The impact? Better performance, increased self-confidence, and a manager who no longer needed to micromanage.
Why Lean Six Sigma Yellow Belt Fits This Gap
Unlike advanced certifications, which may require statistical software and multi-phase projects, the Yellow Belt level is designed for accessibility. It’s a practical, entry-level introduction to Lean principles, focusing on:
- The basics of process improvement (eliminating waste, reducing variation)
- Core Lean tools like SIPOC diagrams and 5 Whys
- Understanding how to define a problem before solving it
- Communicating ideas within a structured improvement framework
It doesn’t require an engineering background. It doesn’t require advanced math. It simply requires a willingness to learn, making it ideal for early-career professionals from any field.
For those looking to explore this training, resources like Lean Six Sigma Yellow Belt certification offer accessible programs tailored for new workforce entrants and junior team members.
How It Benefits Organizations in the Long Run

For businesses, the payoff is twofold:
1. Faster, Smoother Onboarding
New hires who understand process thinking can ramp up more quickly. They ask better questions, document their work, and troubleshoot minor issues independently — saving their teams time and stress.
2. Early Identification of Future Leaders
Employees who grasp Lean principles early are more likely to become team leads or project managers in the future. They learn how to think holistically and communicate effectively — key leadership traits that technical ability alone can’t deliver.
This gives companies a pipeline of internally developed talent who already understand the company’s expectations and values.
A Culture of Improvement Starts at the Bottom
Most companies try to build a culture of continuous improvement from the top down — through executive workshops, performance reviews, or mission statements.

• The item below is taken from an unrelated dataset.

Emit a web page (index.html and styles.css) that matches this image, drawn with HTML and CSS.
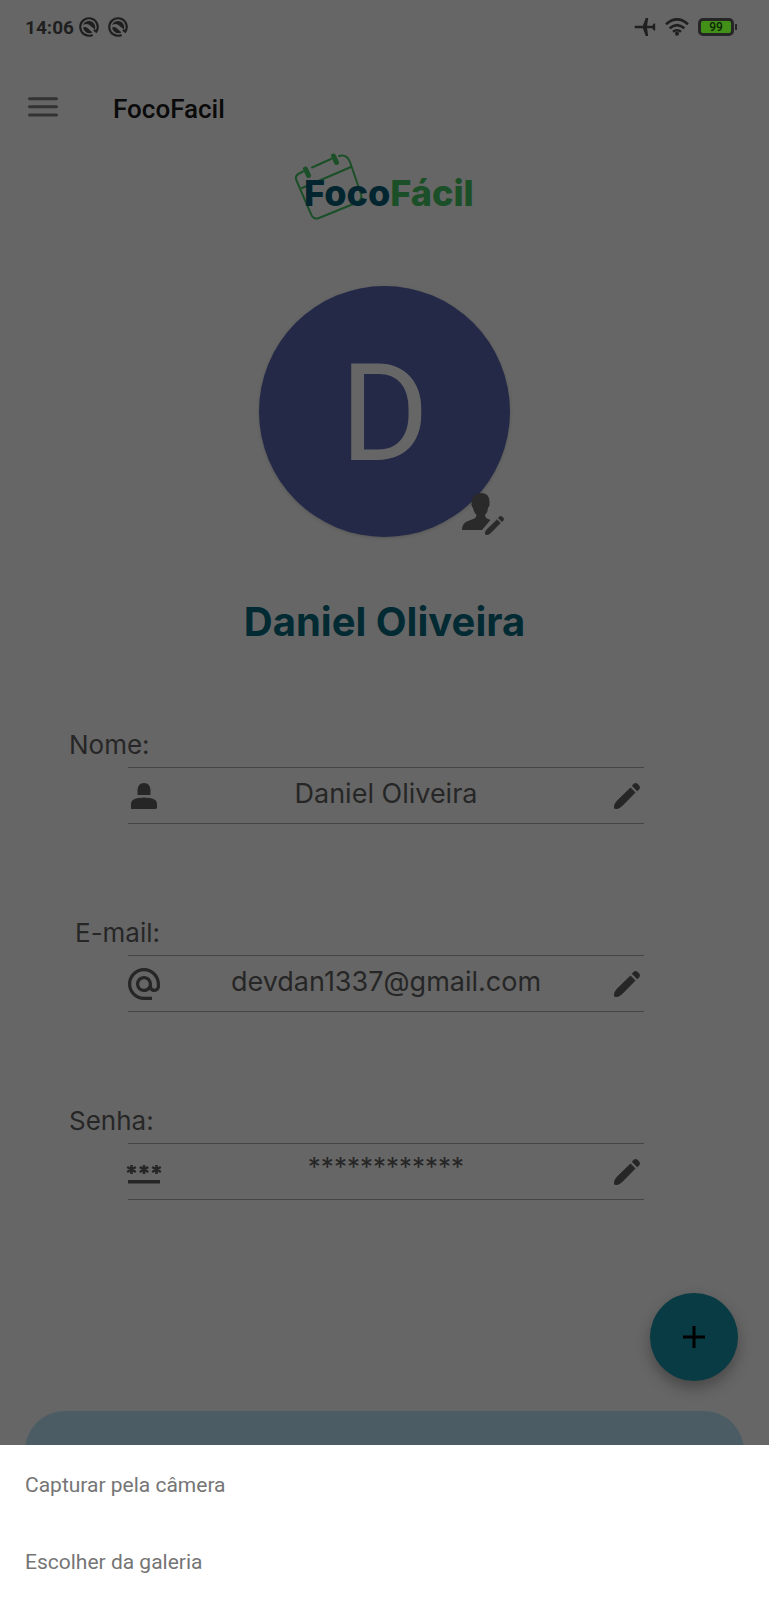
FILE: index.html
```html
<!DOCTYPE html>
<html lang="pt-BR">
<head>
<meta charset="utf-8">
<meta name="viewport" content="width=device-width, initial-scale=1">
<title>FocoFacil</title>
<link rel="stylesheet" href="styles.css">
</head>
<body>
<svg class="defs" aria-hidden="true">
  <symbol id="pencil" viewBox="0 0 26 26">
    <path d="M16.500 5 21 9.500 8 22.800Q5 25.700 1.200 25.800L.3 25Q.2 21 3 18.200Z" stroke="currentColor" stroke-linejoin="round"/>
    <path d="M17.800 2.800 19.800.8Q21.600-.6 23.400.8L25.200 2.600Q26.600 4.400 25.200 6.200L23.200 8.200Z"/>
  </symbol>
  <symbol id="notice" viewBox="0 0 20 20">
    <path d="M13.600 17.900A8.700 8.700 0 1 1 17.300 14.700L15 12.800" fill="none" stroke="currentColor" stroke-width="2.200"/>
    <path d="M4 8.200A6.300 6.300 0 0 1 15.900 12.400L10.400 8Q7.500 6 4 8.200ZM4 10.500Q6.500 9.300 8.500 11L13.500 15.500Q10 17.200 7 15.300L4.800 12.700Z"/>
  </symbol>
</svg>
<div class="screen">
  <header class="status">
    <div class="status-group">
      <span class="clock">14:06</span>
      <svg class="notice"><use href="#notice"/></svg>
      <svg class="notice second"><use href="#notice"/></svg>
    </div>
    <div class="status-group status-right">
      <svg width="21" height="18" viewBox="0 0 21 18"><path d="M0 7.800H7.800L10.800 0H13.200L12.100 7.800H17.200L18.800 5.600H20.200V12.400H18.800L17.200 10.200H12.100L13.200 18H10.800L7.800 10.200H0Q-1 9 0 7.800Z"/></svg>
      <svg width="24" height="18" viewBox="0 0 24 18"><g fill="none" stroke="currentColor" stroke-width="2.600"><path d="M1 6.300Q12-3.400 23 6.300"/><path d="M4.600 10.300Q12 4 19.400 10.300"/><path d="M8 13.800Q12 10.700 16 13.800"/></g><circle cx="12" cy="15.800" r="2"/></svg>
      <div class="battery">99</div>
    </div>
  </header>

  <nav class="toolbar">
    <button class="menu" type="button" aria-label="Menu">
      <svg width="30" height="20" viewBox="0 0 30 20"><path d="M1.500 1.700H28.500M1.500 9.800H28.500M1.500 17.900H28.500" stroke="currentColor" stroke-width="3" stroke-linecap="round"/></svg>
    </button>
    <h1 class="title">FocoFacil</h1>
  </nav>

  <main class="profile">
    <svg class="logo" width="180" height="70" viewBox="0 0 180 70" role="img" aria-label="FocoFácil">
      <g fill="none" stroke="#1b4f27" stroke-width="2" stroke-linecap="round">
        <path d="M8 19.500 5 21Q-.5 23.500 1.300 28L16 62Q18 68 24 66L62 50.500Q68 47 66 42L55 10Q52 2 44 4"/>
        <path d="M17 15.500 36 7M7 36 56 15"/>
      </g>
      <path d="M10.500 17 13.500 23.500M38.500 4 41.500 10.500" stroke="#1b4f27" stroke-width="5" stroke-linecap="round"/>
      <text class="logo-text" x="9" y="54"><tspan fill="#02252f">Foco</tspan><tspan fill="#1b4f27">Fácil</tspan></text>
    </svg>

    <div class="avatar">D
      <button class="avatar-edit" type="button" aria-label="Alterar foto">
        <svg width="42" height="44" viewBox="0 0 42 44"><path d="M0 38Q0 31 6 29L12.500 26.500Q14.500 25.500 14.500 23Q11.500 20 11 16Q9 14 9.500 11Q9.500 1 19 1Q28 1 27.500 11Q28 14 26 16Q26 20 23 23Q23 25.500 25 26.500L28.500 28 20 38Z"/><svg x="23" y="24" width="19" height="19"><use href="#pencil"/></svg></svg>
      </button>
    </div>

    <h2 class="name">Daniel Oliveira</h2>

    <form class="fields">
      <div class="field">
        <label for="nome">Nome:</label>
        <div class="box">
          <svg class="lead" viewBox="0 0 32 32"><path d="M9.500 15V10Q10 3 16 3Q22 3 22.500 10V15ZM3 29V24Q3 17.500 16 17.500Q29 17.500 29 24V28L28 29Z"/></svg>
          <input id="nome" type="text" value="Daniel Oliveira" readonly>
          <button class="edit" type="button" aria-label="Editar nome"><svg><use href="#pencil"/></svg></button>
        </div>
      </div>
      <div class="field">
        <label class="inset" for="email">E-mail:</label>
        <div class="box">
          <svg class="lead" viewBox="2 2 20 20"><path d="M12 2C6.480 2 2 6.480 2 12s4.480 10 10 10h5v-2h-5c-4.340 0-8-3.660-8-8s3.660-8 8-8 8 3.660 8 8v1.430c0 .79-.71 1.570-1.500 1.570s-1.500-.78-1.500-1.570V12c0-2.760-2.240-5-5-5s-5 2.240-5 5 2.240 5 5 5c1.380 0 2.640-.56 3.540-1.470.65.89 1.770 1.470 2.960 1.470 1.970 0 3.500-1.600 3.500-3.570V12c0-5.520-4.480-10-10-10zm0 13c-1.660 0-3-1.340-3-3s1.340-3 3-3 3 1.340 3 3-1.340 3-3 3z"/></svg>
          <input id="email" type="text" value="devdan1337@gmail.com" readonly>
          <button class="edit" type="button" aria-label="Editar e-mail"><svg><use href="#pencil"/></svg></button>
        </div>
      </div>
      <div class="field">
        <label for="senha">Senha:</label>
        <div class="box">
          <svg class="lead" viewBox="0 0 32 32"><path d="M0 24H32V27.500H0Z"/><path d="M3.500 9V18M-.8 11 7.800 16M7.800 11-.8 16M16 9V18M11.700 11 20.300 16M20.300 11 11.700 16M28.500 9V18M24.200 11 32.800 16M32.800 11 24.200 16" stroke="currentColor" stroke-width="2.600"/></svg>
          <input id="senha" class="stars" type="text" value="************" readonly>
          <button class="edit" type="button" aria-label="Editar senha"><svg><use href="#pencil"/></svg></button>
        </div>
      </div>
    </form>

    <button class="fab" type="button" aria-label="Adicionar">
      <svg width="22" height="22" viewBox="0 0 22 22"><path d="M11 0V22M0 11H22" stroke="currentColor" stroke-width="3"/></svg>
    </button>
  </main>
  <div class="tabbar"></div>
</div>
<div class="sheet">
  <button type="button">Capturar pela câmera</button>
  <button type="button">Escolher da galeria</button>
</div>
</body>
</html>
```
FILE: styles.css
```css
* { box-sizing: border-box; }
body {
  margin: 0;
  background: #666;
  color: #262626;
  font-family: Roboto, "Noto Sans", sans-serif;
}
svg { display: block; fill: currentColor; overflow: visible; }
button {
  padding: 0;
  border: 0;
  background: none;
  color: inherit;
  font: inherit;
  cursor: pointer;
}
.defs { position: absolute; width: 0; height: 0; }
.screen { display: flex; flex-direction: column; min-height: 100vh; }

.status {
  display: flex;
  justify-content: space-between;
  align-items: center;
  height: 54px;
  padding: 0 35px 0 25px;
}
.status-group { display: flex; align-items: center; color: #1f1f1f; }
.status-right { gap: 9px; }
.clock { font-size: 19px; font-weight: 700; line-height: 24px; padding-top: 2px; }
.notice { width: 20px; height: 20px; margin-left: 5px; }
.notice.second { margin-left: 9px; }
.battery {
  position: relative;
  width: 36px;
  height: 18px;
  border: 3px solid #262626;
  border-radius: 5px;
  background: #429018;
  color: #0d2403;
  font-size: 12px;
  font-weight: 500;
  line-height: 13px;
  text-align: center;
}
.battery::after {
  content: "";
  position: absolute;
  top: 3px;
  right: -6px;
  width: 2px;
  height: 6px;
  background: #262626;
}

.toolbar {
  display: flex;
  align-items: center;
  gap: 55px;
  height: 98px;
  padding: 12px 28px 0;
}
.menu { padding-bottom: 4px; color: #333; }
.title { margin: 0; color: #0a0a0a; font-size: 26px; font-weight: 500; line-height: 30px; }

.profile { display: flex; flex-direction: column; align-items: center; }
.logo-text { font-family: Inter, sans-serif; font-size: 36px; font-weight: 800; }
.avatar {
  position: relative;
  width: 251px;
  height: 251px;
  margin-top: 64px;
  border-radius: 50%;
  background: #232947;
  box-shadow: 0 1px 3px #555;
  color: #666;
  font-size: 136px;
  line-height: 255px;
  text-align: center;
}
.avatar-edit { position: absolute; right: 6px; bottom: 1px; color: #2a2a2a; }
.name {
  margin: 60px 0 0;
  color: #022a33;
  font: 700 40px/50px Inter, sans-serif;
}

.fields {
  display: flex;
  flex-direction: column;
  gap: 90px;
  align-self: stretch;
  margin-top: 79px;
  padding: 0 125px 0 69px;
}
.field { display: flex; flex-direction: column; }
.field label { align-self: flex-start; height: 41px; }
.field label { font: 400 26px/37px Inter, sans-serif; }
.field .inset { margin-left: 6px; }
.box {
  display: flex;
  align-items: center;
  height: 57px;
  margin-left: 59px;
  border-top: 1px solid #444;
  border-bottom: 1px solid #444;
}
.lead { flex: none; width: 32px; height: 32px; }
.field input {
  flex: 1;
  min-width: 0;
  height: 40px;
  padding: 0 0 4px;
  border: 0;
  outline: 0;
  background: none;
  color: inherit;
  font: 400 27px/36px Inter, sans-serif;
  text-align: center;
}
.field .stars { height: 46px; padding-bottom: 10px; font-size: 26px; }
.edit { flex: none; padding: 0 4px 0 2px; }
.edit svg { width: 26px; height: 26px; }

.fab {
  display: grid;
  place-items: center;
  align-self: flex-end;
  width: 88px;
  height: 88px;
  margin: 93px 31px 30px 0;
  border-radius: 50%;
  background: #083b44;
  box-shadow: 0 7px 14px rgb(40 35 35 / 45%);
  color: #000;
}
.tabbar {
  flex: 1;
  min-height: 120px;
  margin: 0 25px;
  border-radius: 40px 40px 0 0;
  background: #4b5c65;
}
.sheet {
  position: fixed;
  inset: auto 0 0;
  display: flex;
  flex-direction: column;
  padding-top: 1px;
  background: #fff;
  color: #757575;
}
.sheet button {
  height: 77px;
  padding: 0 25px;
  font-size: 21px;
  line-height: 28px;
  text-align: left;
}
```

But some of the best results come when improvement culture starts from the ground up. When junior employees feel empowered to ask, “Why do we do it this way?” or suggest a more efficient workflow, it creates ripple effects across the team.
And this cultural shift begins with giving them the right mindset and tools, exactly what entry-level Lean Six Sigma training is designed to do.
Yellow Belt vs. Other Early-Career Certifications
Some entry-level certifications focus solely on hard skills — coding, analytics, compliance, etc. While valuable, these don’t address how a person functions within a team or a process.
The Yellow Belt stands out because it:
- Promotes critical thinking and communication
- Encourages cross-departmental awareness
- Builds confidence in collaborative problem-solving
- Enhances employability across industries (not limited to technical fields)
In a tight job market, that kind of versatility is priceless.
Final Thoughts
The professional landscape in 2025 is evolving faster than most education systems can keep up with. As a result, entry-level professionals are entering the workforce with technical knowledge but little preparation for structured, process-driven work environments.
Soft skills like communication, accountability, and problem-solving are no longer “nice to have.” They are essential. And the best way to build them is not through vague advice or one-time webinars — it’s through hands-on, framework-based learning.
For employers looking to strengthen junior teams, or for individuals seeking a competitive edge early in their career, the Lean Six Sigma Yellow Belt certification offers a practical, accessible starting point — one that creates long-term value for both employee and employer.